= What to do =
Extract every line below that contains the word "TypeScript".

▼

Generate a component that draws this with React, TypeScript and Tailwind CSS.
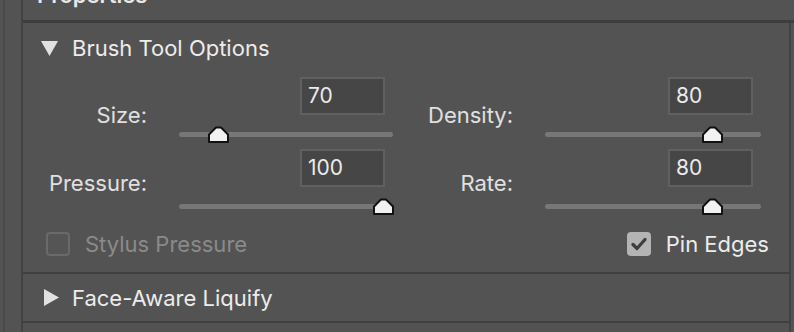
import type { ReactNode } from 'react';

type Field = {
  label: string;
  value: string;
  thumb: number;
  labelPad: string;
};

const rows: Field[][] = [
  [
    { label: 'Size:', value: '70', thumb: 29, labelPad: 'pt-[25px]' },
    { label: 'Density:', value: '80', thumb: 157, labelPad: 'pt-[25px]' },
  ],
  [
    { label: 'Pressure:', value: '100', thumb: 194, labelPad: 'pt-[21px]' },
    { label: 'Rate:', value: '80', thumb: 157, labelPad: 'pt-[21px]' },
  ],
];

function Thumb() {
  return (
    <svg width="21" height="17" viewBox="0 0 21 17">
      <polygon points="1,16 1,8.5 8,1.5 13,1.5 20,8.5 20,16" fill="#f1f1f1" stroke="#111" strokeWidth="2" strokeLinejoin="round" />
    </svg>
  );
}

function Control({ value, thumb }: { value: string; thumb: number }) {
  return (
    <div className="flex flex-col">
      <div className="self-end mr-2 w-[85px] h-[38px] bg-[#464646] border-2 border-[#606060] pl-[6px] flex items-center text-[21px] leading-6 text-[#ebebeb]">
        {value}
      </div>
      <div className="relative h-[28px]">
        <div className="mt-[17px] h-[5px] rounded-full bg-[#777777]" />
        {/* thumb sits over the track */}
        <div className="absolute top-[11px]" style={{ left: thumb }}>
          <Thumb />
        </div>
      </div>
    </div>
  );
}

function Label({ text, pad }: { text: string; pad: string }) {
  return <div className={`text-right text-[22px] leading-[26px] text-[#e0e0e0] ${pad}`}>{text}</div>;
}

function Check({ checked, children }: { checked: boolean; children: ReactNode }) {
  return (
    <div className="h-6 flex items-center gap-[15px]">
      {checked ? (
        <div className="w-6 h-6 rounded-[4px] bg-[#b4b4b4] flex items-center justify-center">
          <svg width="16" height="14" viewBox="0 0 16 14">
            <path d="M2 7.5 L6 11.5 L14 2.5" fill="none" stroke="#3e3e3e" strokeWidth="3.2" strokeLinecap="round" strokeLinejoin="round" />
          </svg>
        </div>
      ) : (
        <div className="w-6 h-6 rounded-[4px] border-2 border-[#6a6a6a] bg-[#555555]" />
      )}
      <span className={`text-[22px] leading-6 ${checked ? 'text-[#ececec]' : 'text-[#8a8a8a]'}`}>{children}</span>
    </div>
  );
}

export default function App() {
  return (
    <div className="w-[794px] h-[332px] bg-[#535353] flex overflow-hidden font-['Inter',sans-serif]">
      {/* left gutter */}
      <div className="w-[3px]" />
      <div className="w-[2px] bg-[#4a4a4a]" />
      <div className="w-4" />
      <div className="w-[2px] bg-[#424242]" />

      <div className="flex-1 flex flex-col">
        <div className="h-5 overflow-hidden pl-[14px]">
          <div className="-mt-[18px] text-[22px] leading-[26px] font-semibold text-[#e8e8e8]">Properties</div>
        </div>
        <div className="h-[3px] bg-[#3d3d3d]" />

        <div className="flex-1 flex flex-col mr-[3px] border-r-2 border-[#424242]">
          {/* Brush Tool Options */}
          <div className="pt-3 pb-4 flex flex-col">
            <div className="h-[26px] flex items-center pl-[18px]">
              <svg width="17" height="15" viewBox="0 0 17 15">
                <polygon points="0,0 17,0 8.5,15" fill="#e2e2e2" />
              </svg>
              <span className="ml-[14px] text-[22px] leading-[26px] text-[#ececec]">Brush Tool Options</span>
            </div>

            <div className="mt-4 grid grid-cols-[124px_214px_88px_216px] gap-x-8 gap-y-[6px]">
              {rows.map((row) =>
                row.map((f) => [
                  <Label key={f.label + 'l'} text={f.label} pad={f.labelPad} />,
                  <Control key={f.label + 'c'} value={f.value} thumb={f.thumb} />,
                ])
              )}
            </div>

            <div className="mt-[17px] flex justify-between pl-[23px] pr-5">
              <Check checked={false}>Stylus Pressure</Check>
              <Check checked>Pin Edges</Check>
            </div>
          </div>

          {/* Face-Aware Liquify */}
          <div className="h-[51px] border-y-2 border-[#404040] flex items-center pl-[21px]">
            <svg width="15" height="17" viewBox="0 0 15 17">
              <polygon points="0,0 15,8.5 0,17" fill="#e2e2e2" />
            </svg>
            <span className="ml-[13px] text-[22px] leading-[26px] text-[#ececec]">Face-Aware Liquify</span>
          </div>
          <div className="flex-1" />
        </div>
      </div>
    </div>
  );
}
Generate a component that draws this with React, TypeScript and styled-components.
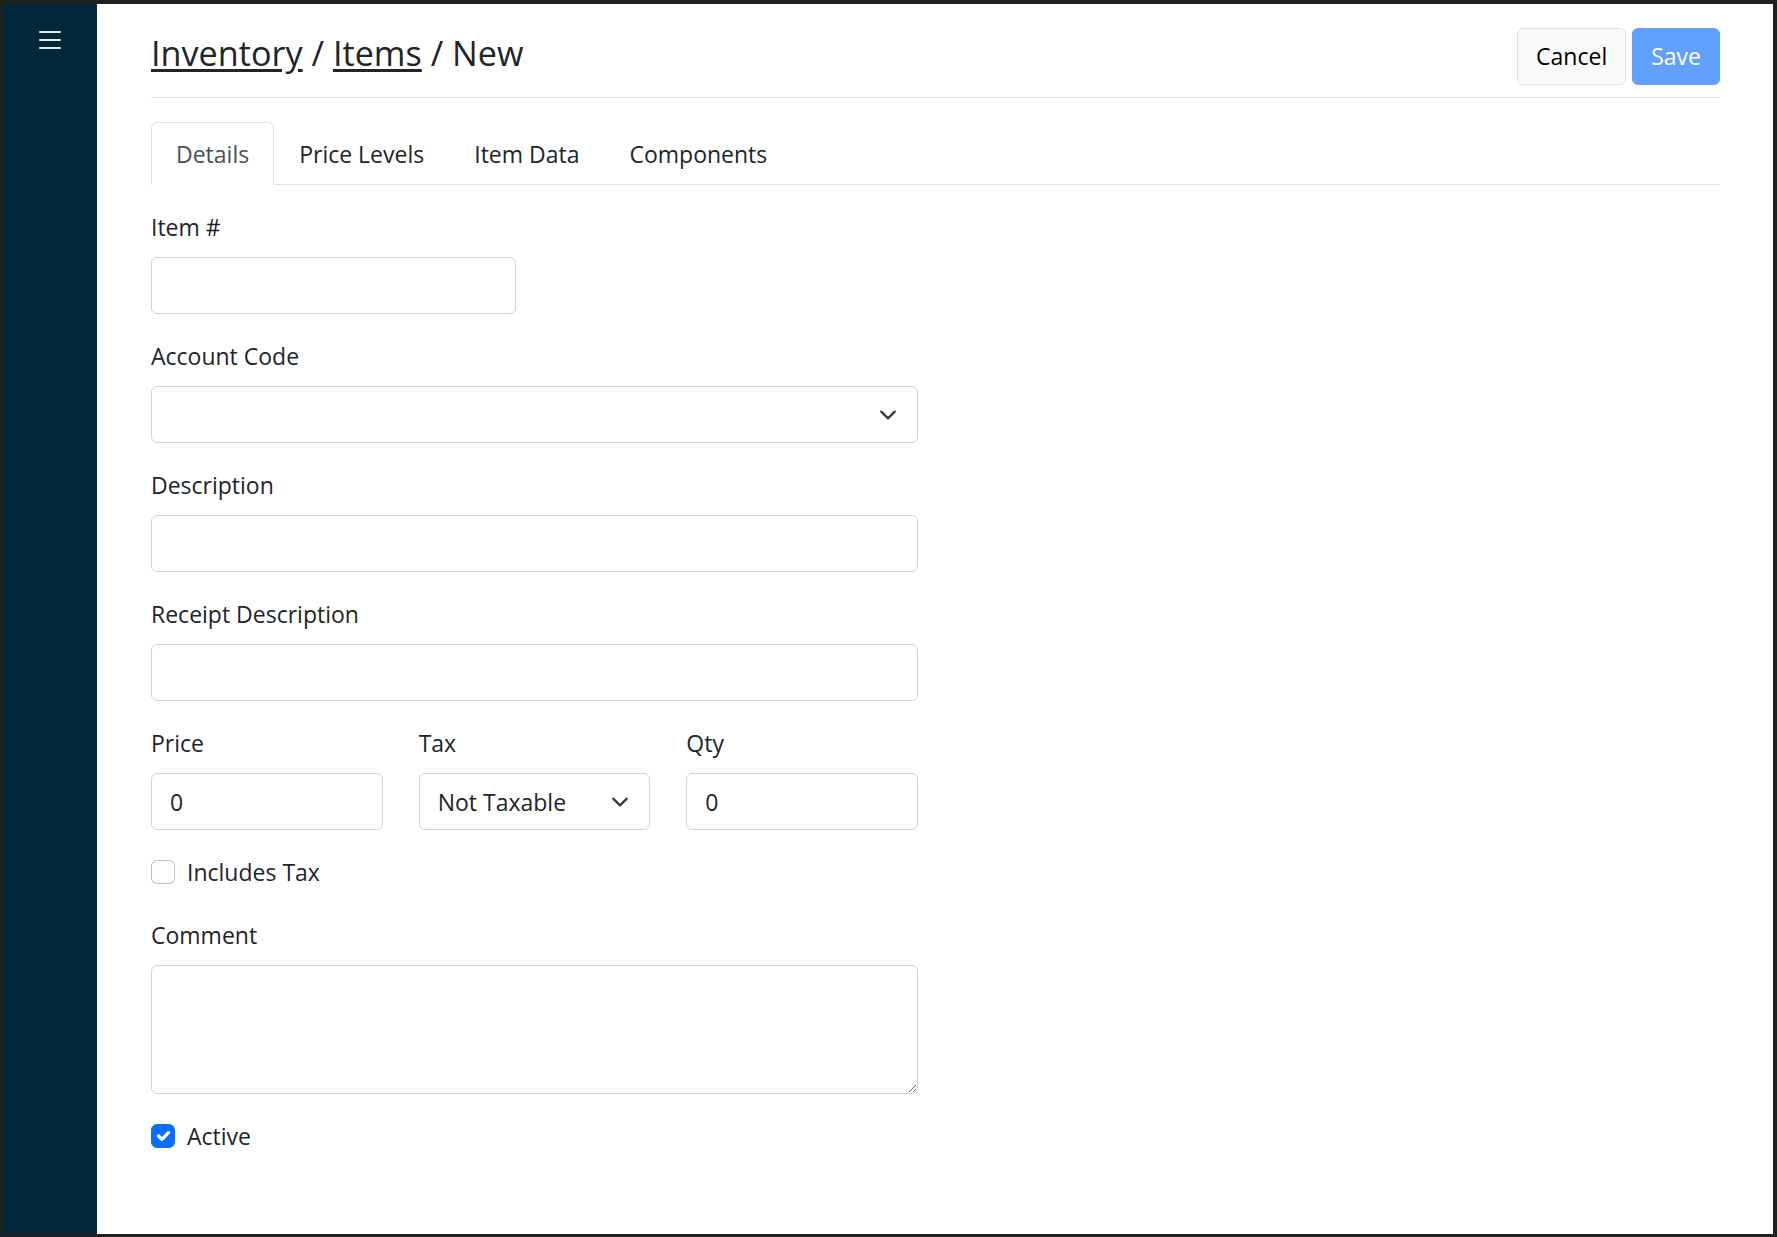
import React from "react"
import styled, { createGlobalStyle, css } from "styled-components"

const GlobalStyle = createGlobalStyle`
  html, body {
    margin: 0;
    height: 100%;
  }
  body {
    background: #202020;
    font-family: "Open Sans", "Noto Sans", sans-serif;
    color: #212529;
  }
  * {
    box-sizing: border-box;
  }
`

const Frame = styled.div`
  display: flex;
  height: 100vh;
  border-style: solid;
  border-color: #202020;
  border-width: 4px 4px 3px 3px;
`

const Sidebar = styled.nav`
  width: 94px;
  flex-shrink: 0;
  background: #02263a;
  display: flex;
  justify-content: center;
  align-items: flex-start;
  padding-top: 20px;
`

const MenuButton = styled.button`
  background: none;
  border: 0;
  padding: 0;
  width: 32px;
  height: 32px;
  color: #e4e6e8;
  cursor: pointer;
  svg {
    display: block;
  }
`

const Main = styled.main`
  flex: 1;
  background: #fff;
  padding: 0 53px 0 54px;
`

const Header = styled.header`
  display: flex;
  justify-content: space-between;
  align-items: flex-start;
  padding: 24px 0 12px;
  border-bottom: 1px solid #dee2e6;
`

const Title = styled.h1`
  margin: 0;
  padding-top: 3px;
  font-size: 34.2px;
  font-weight: 400;
  line-height: 43px;
  color: #212529;

  a {
    color: inherit;
    text-decoration: underline;
    text-underline-offset: 3px;
  }
`

const Actions = styled.div`
  display: flex;
  gap: 6px;
`

const Button = styled.button<{ $variant: "light" | "primary" }>`
  font-family: inherit;
  font-size: 23px;
  line-height: 36px;
  padding: 9px 18px 10px;
  border: 1px solid;
  border-radius: 6px;
  cursor: pointer;
  ${(p) =>
    p.$variant === "light"
      ? css`
          background: #f8f9fa;
          border-color: #dee2e6;
          color: #000;
        `
      : css`
          background: #0d6efd;
          border-color: #0d6efd;
          color: #fff;
          opacity: 0.65;
          cursor: default;
        `}
`

const Tabs = styled.ul`
  display: flex;
  list-style: none;
  margin: 24px 0 0;
  padding: 0;
  border-bottom: 1px solid #dee2e6;
`

const Tab = styled.li<{ $active?: boolean }>`
  margin-bottom: -1px;
  padding: 13px 24px 12px;
  font-size: 23px;
  line-height: 36px;
  border: 1px solid transparent;
  border-radius: 6px 6px 0 0;
  color: #212529;
  cursor: pointer;
  ${(p) =>
    p.$active &&
    css`
      color: #495057;
      background: #fff;
      border-color: #dee2e6 #dee2e6 #fff;
    `}
`

const Form = styled.form`
  width: 767px;
  padding-top: 24px;
`

const Field = styled.div<{ $width?: string }>`
  margin-bottom: 24px;
  width: ${(p) => p.$width || "100%"};
`

const Row = styled.div`
  display: grid;
  grid-template-columns: repeat(3, 1fr);
  column-gap: 36px;
`

const Label = styled.label`
  display: block;
  margin-bottom: 12px;
  font-size: 23px;
  line-height: 36px;
`

const control = css`
  display: block;
  width: 100%;
  font-family: inherit;
  font-size: 23px;
  line-height: 36px;
  color: #212529;
  background: #fff;
  border: 1px solid #ced4da;
  border-radius: 6px;
  padding: 9px 18px;
  outline: none;
`

const Input = styled.input`
  ${control};
  height: 57px;
`

const TextArea = styled.textarea`
  ${control};
  height: 129px;
  resize: vertical;
`

const SelectWrap = styled.div`
  position: relative;
`

const Select = styled.select`
  ${control};
  height: 57px;
  appearance: none;
  padding-right: 54px;
`

const Chevron = styled.svg`
  position: absolute;
  right: 18px;
  top: 50%;
  width: 24px;
  height: 18px;
  transform: translateY(-50%);
  pointer-events: none;
`

const CheckRow = styled.label<{ $gap?: number }>`
  display: flex;
  align-items: center;
  gap: 12px;
  min-height: 36px;
  margin-bottom: ${(p) => p.$gap ?? 27}px;
  font-size: 23px;
  line-height: 36px;
  cursor: pointer;
`

const CheckBox = styled.span<{ $checked?: boolean }>`
  width: 24px;
  height: 24px;
  flex-shrink: 0;
  border-radius: 6px;
  border: 1px solid ${(p) => (p.$checked ? "#0d6efd" : "rgba(0,0,0,0.25)")};
  background: ${(p) => (p.$checked ? "#0d6efd" : "#fff")};
  display: flex;
  align-items: center;
  justify-content: center;
  svg {
    display: block;
  }
`

const ChevronIcon = () => (
  <Chevron viewBox="0 0 16 16">
    <path
      d="m2 5 6 6 6-6"
      fill="none"
      stroke="#343a40"
      strokeWidth="2"
      strokeLinecap="round"
      strokeLinejoin="round"
    />
  </Chevron>
)

const Check = ({ checked, label }: { checked?: boolean; label: string }) => (
  <CheckRow>
    <CheckBox $checked={checked}>
      {checked && (
        <svg width="22" height="22" viewBox="0 0 20 20">
          <path
            d="m6 10 3 3 6-6"
            fill="none"
            stroke="#fff"
            strokeWidth="3"
            strokeLinecap="round"
            strokeLinejoin="round"
          />
        </svg>
      )}
    </CheckBox>
    {label}
  </CheckRow>
)

export default function App() {
  return (
    <>
      <GlobalStyle />
      <Frame>
        <Sidebar>
          <MenuButton aria-label="Menu">
            <svg width="32" height="32" viewBox="0 0 16 16" fill="currentColor">
              <path d="M2.5 12a.5.5 0 0 1 .5-.5h10a.5.5 0 0 1 0 1H3a.5.5 0 0 1-.5-.5m0-4a.5.5 0 0 1 .5-.5h10a.5.5 0 0 1 0 1H3a.5.5 0 0 1-.5-.5m0-4a.5.5 0 0 1 .5-.5h10a.5.5 0 0 1 0 1H3a.5.5 0 0 1-.5-.5" />
            </svg>
          </MenuButton>
        </Sidebar>
        <Main>
          <Header>
            <Title>
              <a href="#">Inventory</a> / <a href="#">Items</a> / New
            </Title>
            <Actions>
              <Button $variant="light">Cancel</Button>
              <Button $variant="primary" disabled>
                Save
              </Button>
            </Actions>
          </Header>

          <Tabs>
            <Tab $active>Details</Tab>
            <Tab>Price Levels</Tab>
            <Tab>Item Data</Tab>
            <Tab>Components</Tab>
          </Tabs>

          <Form onSubmit={(e) => e.preventDefault()}>
            <Field $width="365px">
              <Label>Item #</Label>
              <Input type="text" />
            </Field>
            <Field>
              <Label>Account Code</Label>
              <SelectWrap>
                <Select defaultValue="">
                  <option value=""></option>
                </Select>
                <ChevronIcon />
              </SelectWrap>
            </Field>
            <Field>
              <Label>Description</Label>
              <Input type="text" />
            </Field>
            <Field>
              <Label>Receipt Description</Label>
              <Input type="text" />
            </Field>
            <Row>
              <Field>
                <Label>Price</Label>
                <Input type="text" defaultValue="0" />
              </Field>
              <Field>
                <Label>Tax</Label>
                <SelectWrap>
                  <Select defaultValue="none">
                    <option value="none">Not Taxable</option>
                  </Select>
                  <ChevronIcon />
                </SelectWrap>
              </Field>
              <Field>
                <Label>Qty</Label>
                <Input type="text" defaultValue="0" />
              </Field>
            </Row>
            <Check label="Includes Tax" />
            <Field>
              <Label>Comment</Label>
              <TextArea />
            </Field>
            <Check checked label="Active" />
          </Form>
        </Main>
      </Frame>
    </>
  )
}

▲

= Task answer =
Generate a component that draws this with React, TypeScript and Tailwind CSS.
Generate a component that draws this with React, TypeScript and styled-components.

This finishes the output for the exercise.